The Welsh Girl
by Peter Ho Davies
Sceptre, HK$115
In the past year Peter Ho Davies' The Welsh Girl has been long-listed for the Man Booker Prize and selected as one of Richard and Judy's 'Big Reads' for 2008. Davies' intricate plot mixes politics great and small. Captain Rotheram, a half-German, half-Jewish refugee, is sent to interview a man called Rudolph Hess in Wales. Rotheram's mission is to discover whether Hess, who flew to Britain in 1941, is mad, an amnesiac or just a very good actor. In a nearby Snowdonian village, Esther Evans is conducting a relationship with an Englishman ('a Londoner!'), a dangerous liaison she keeps secret from her fiercely nationalistic father. Lastly, in the neighbouring prison camp, a young German soldier is tortured by thoughts of Germany's recent defeat.
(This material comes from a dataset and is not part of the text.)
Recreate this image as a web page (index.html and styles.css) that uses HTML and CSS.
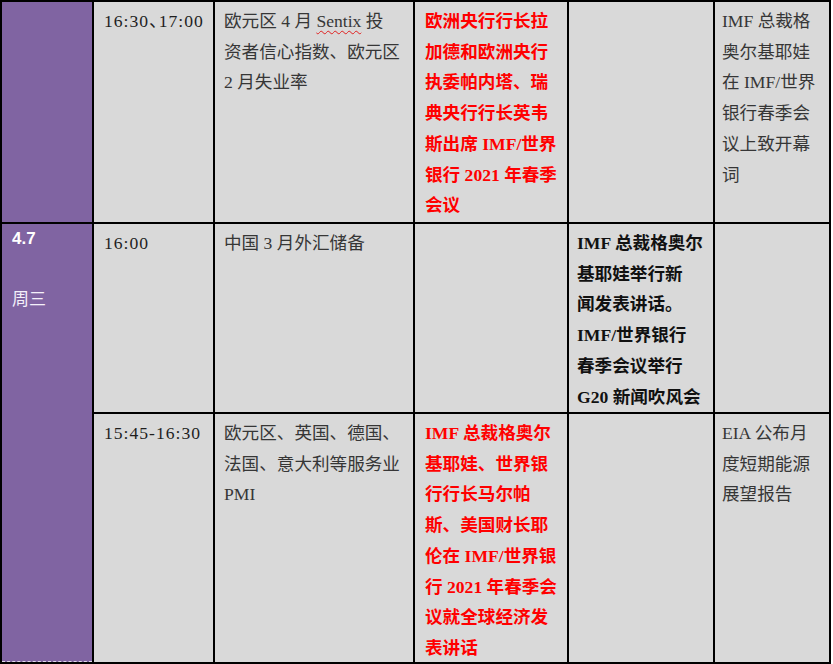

That Davies (a Granta Best Young Novelist in 2003) unites all the strands elegantly will surprise no one familiar with either of his short-story collections: his themes may be grand (national identity, redemption, love, lies and forgiveness) but they are always easy on the eye. What makes his impressive first novel a joy to read are the lyrical touches in his prose and the main players themselves, who are vividly drawn, credible and complex.